If the experiences of people of color are true, this country isn’t what many white evangelicals thought it was. For many of us, that is too shattering to contemplate. So telling white evangelicals to stop being racist kind of misses the point. To actually see and believe the experiences of people of color involves a radical rupturing of their view of reality. C’mon, do you want your grip on reality shaken?

In ordinary white evangelical church services, there are more subtle clues. A prayer might be offered in thanks for the great freedoms we enjoy in this country. The subtext of many of these prayers is that these freedoms are a blessing from God that can be taken away if the nation doesn’t turn back to him. Not only do such prayers echo the Christian nation declension narrative, they don’t speak to the experiences of people who are oppressed in this country right now. Thankfulness is of course a good thing. But prayers of thanks for what we have—combined with a note of worry for what might be taken away—are often the satisfied prayers of the comfortable. While we’re over here worrying about losing our rights, other Americans are trying to get them in the first place.

The mixing of God and country takes place against a backdrop of material entitlement and individual self-absorption. Anecdotally, I can attest that white evangelicals routinely speak about the hard material realities of life—homes, schools, jobs—with the anti-Christian rhetoric of the general American public. Safety first, family first, comfort first. Take specific concrete actions in your own life against the American Dream and watch white evangelicals be the first to criticize you. It’s an amazing phenomenon.

To wrap this up, let’s return to the Trump phenomenon. When Trump says Make America Great Again many white evangelicals hear a religious message. And it’s so enthralling that they are often unable to see that outside their bubble their support for him appears hateful. Much of white evangelicalism has become a religion of incumbency. We have and we hoard and we lament what we’ve lost and we fear what we might yet lose. We so easily identify with the powers of this age—the police, the military, the American Empire—over the oppressed people to whom God has given the gift of faith. We’re a religious movement that loves Donald Trump and hates Black Lives Matter. Despite all the good white evangelicals do in their local communities, as a collective political force white evangelicalism is hateful and oppressive.

I don’t stand outside this religious movement. I am implicated in it, a contributor to it. I must account for all the ways in which I promote racism and injustice in my actions and inaction, including my political behavior. I continue to hope that white evangelicals will repent broadly and deeply. I hope we will realize that the principles we claim to believe apply to racism just as well as to any other human problem.
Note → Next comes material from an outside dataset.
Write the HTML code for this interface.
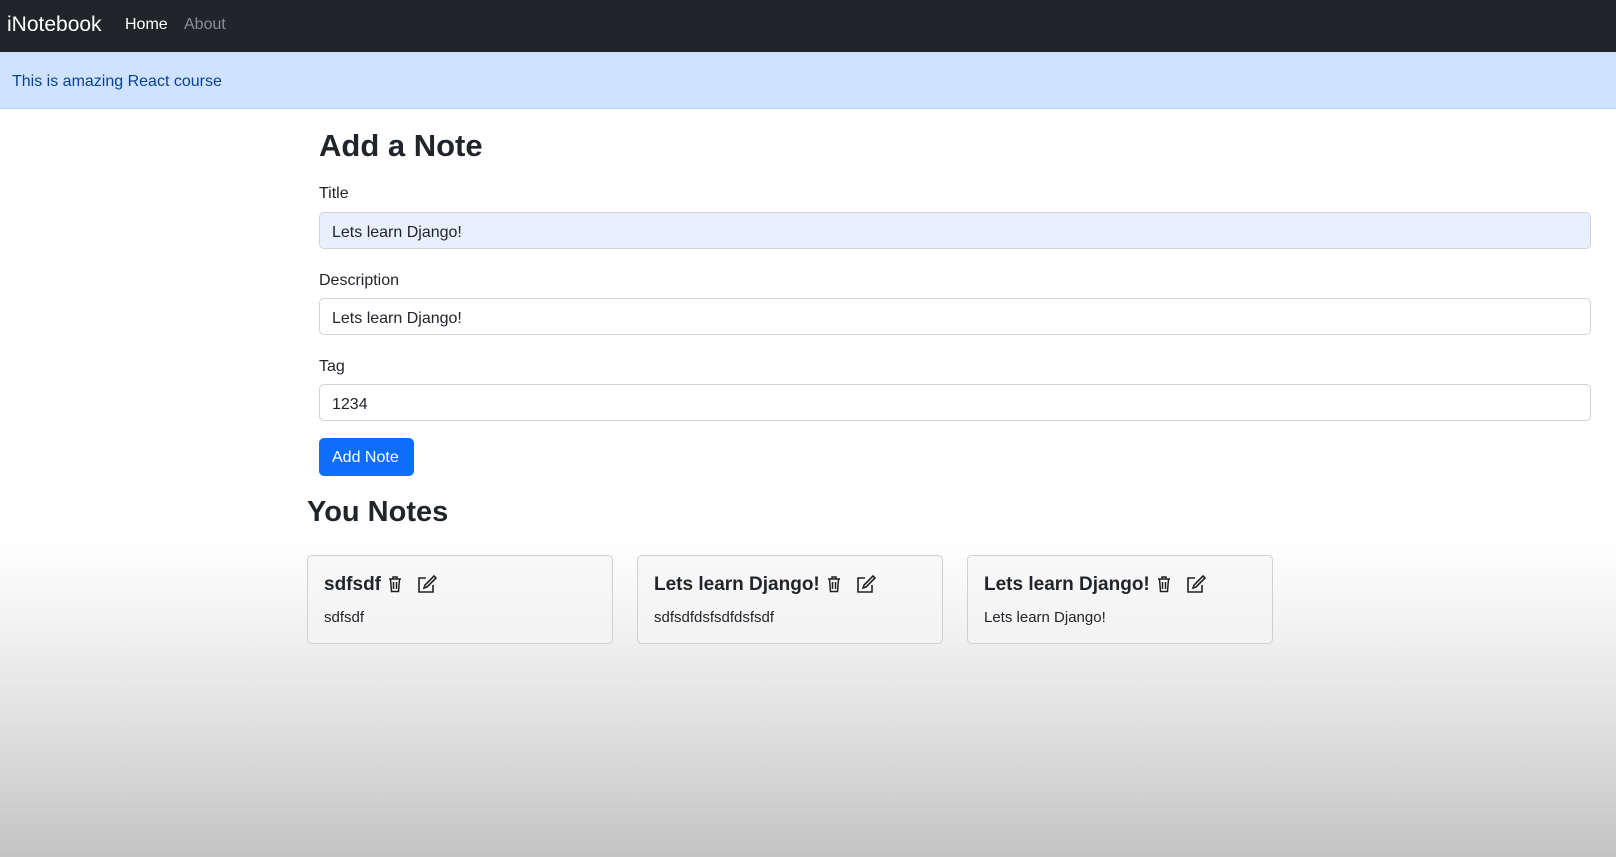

The truth is not to be feared; it sets free. Those who hide their sins do not prosper, but the repentant find mercy. In other words, Jesus is powerful enough and good enough to save even white evangelicals like me.

 


*I’d still like to see a lot more data on this though. This is a preliminary observation. I would really like to see a larger survey that could break down church attendance in more granular detail. Do weekly churchgoers exhibit the same pattern?